When he was given some fake currency notes, Anson Tan Chin Siang did not alert the police but instead tried to use a $10,000 note that he suspected was also a forgery at a money changer. When that failed, the 23-year-old debt collector tried to pay for a gold chain using the same note. He was found out and the police were called.
Yesterday, he was sentenced to four years and four months in jail. He is also facing six strokes of the cane and a fine of $3,000. In addition, he has been disqualified from driving all classes of vehicles for 2½ years for traffic offences related to a separate matter.
He had pleaded guilty last month to charges including cheating, being in possession of a weapon and attempting to use a counterfeit note as genuine. He had also admitted to two drug-related charges, inconsiderate driving, as well as driving without a licence and insurance.
The court heard that Tan had received $14,000 from one Mr Fu Long in 2016 in the course of his debt recovery business. He discovered that four of the five notes he received were fake as they bore the same serial number. The four notes were in the $1,000 denomination. Tan suspected that the remaining $10,000 note was also a forgery.
After confronting Mr Fu, Tan went to a money changer and tried but failed to change the fake $10,000 note to genuine notes in smaller denominations.
He decided to use the fake note again in October 2017 as he was facing financial difficulties. He went on online marketplace Carousell and contacted Mr Ronald Wong Yew Loon, 36, to buy a gold chain from the older man for $13,338.
They met in front of Grand Hyatt Singapore hotel in Scotts Road on Oct 17 that year and Tan passed Mr Wong a red packet containing the counterfeit $10,000 note.

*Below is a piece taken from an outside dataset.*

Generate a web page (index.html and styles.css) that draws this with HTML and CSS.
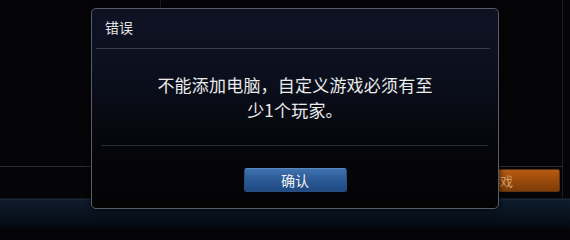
FILE: index.html
```html
<!DOCTYPE html>
<html lang="zh-CN">
<head>
<meta charset="utf-8">
<title>错误</title>
<link rel="stylesheet" href="styles.css">
</head>
<body>
<div class="stage">
  <div class="scene">
    <div class="main">
      <div class="pane">
        <div class="toprow"><div class="topcell"></div></div>
        <div class="spacer"></div>
        <div class="footrow">
          <button class="btn-orange">开始游戏</button>
        </div>
      </div>
      <div class="gutter"></div>
    </div>
    <div class="band"></div>
  </div>

  <div class="dialog">
    <div class="dlg-title">错误</div>
    <div class="dlg-sep"></div>
    <p class="dlg-msg">不能添加电脑，自定义游戏必须有至少1个玩家。</p>
    <div class="dlg-sep2"></div>
    <div class="dlg-actions">
      <button class="btn-blue">确认</button>
    </div>
  </div>
</div>
</body>
</html>
```
FILE: styles.css
```css
html, body {
  margin: 0;
  padding: 0;
  background: #050508;
}
.stage {
  position: relative;
  width: 570px;
  height: 228px;
  overflow: hidden;
  font-family: "Noto Sans CJK SC", "Noto Sans", sans-serif;
  background: #050508;
}
.scene {
  display: flex;
  flex-direction: column;
  height: 228px;
}
.main {
  display: flex;
  height: 198px;
  border-bottom: 1px solid #15171d;
}
.pane {
  width: 562px;
  display: flex;
  flex-direction: column;
  border-right: 1px solid #1d2027;
}
.toprow {
  height: 40px;
  display: flex;
}
.topcell {
  width: 160px;
  border-right: 1px solid #1b1d24;
}
.spacer {
  flex: 1;
}
.footrow {
  height: 32px;
  border-top: 1px solid #2c2e35;
  display: flex;
  justify-content: flex-end;
  align-items: flex-start;
  padding-top: 2px;
  padding-right: 2px;
  box-sizing: border-box;
}
.btn-orange {
  width: 146px;
  height: 23px;
  border: 1px solid #5c3510;
  border-radius: 2px;
  background: linear-gradient(#b65c12, #9a4a0b 50%, #7e3c08);
  color: rgba(230, 190, 140, 0.75);
  font-family: inherit;
  font-size: 13px;
  padding: 0;
}
.gutter {
  flex: 1;
}
.band {
  flex: 1;
  background: linear-gradient(#0f1c2e, #0a1420 45%, #05080e);
  border-top: 1px solid #18263a;
}

.dialog {
  position: absolute;
  left: 91px;
  top: 8px;
  width: 408px;
  height: 201px;
  box-sizing: border-box;
  border: 1px solid #5a5d66;
  border-radius: 5px;
  background: linear-gradient(#0e1223 0%, #0b0f1d 35%, #06070c 65%, #030304 100%);
  display: flex;
  flex-direction: column;
  box-shadow: 0 0 6px rgba(0, 0, 0, 0.8);
}
.dlg-title {
  height: 39px;
  box-sizing: border-box;
  padding: 8px 0 0 13px;
  font-size: 14px;
  line-height: 20px;
  color: #e4e4e4;
}
.dlg-sep {
  height: 1px;
  margin: 0 8px 0 4px;
  background: #383c47;
}
.dlg-msg {
  margin: 23px auto 0;
  width: 282px;
  text-align: center;
  font-size: 17px;
  line-height: 25px;
  letter-spacing: 0.2px;
  color: #ececec;
}
.dlg-sep2 {
  height: 1px;
  margin: 23px 10px 0 9px;
  background: #2a2c33;
}
.dlg-actions {
  display: flex;
  justify-content: center;
  padding-top: 22px;
}
.btn-blue {
  width: 103px;
  height: 24px;
  box-sizing: border-box;
  border: 1px solid #2a4e80;
  border-top-color: #5a86c0;
  border-radius: 3px;
  background: linear-gradient(#4072b0, #2d5c98 45%, #1f4a82 100%);
  color: #f2f2f2;
  font-family: inherit;
  font-size: 14px;
  line-height: 20px;
  padding: 0;
}
```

Mr Wong suspected the note was not genuine and later lodged a police report.
Tan had tried to fool another Carousell seller earlier that year. On March 5, 2017, he met Mr Chng Eng Hwee, 69, in Bishan to buy a Rolex watch for $11,300. He told Mr Chng that he would pay for it via Internet banking transfer.
He showed the seller a screenshot of the purported cash transfer and duped him into handing over the watch. Mr Chng alerted the police the next day when he realised that he had not received the sum.
Tan pawned the watch for $8,500 two days after collecting it. The watch and $8,300 of the cash were later recovered. Tan said he had used $200 for personal expenses.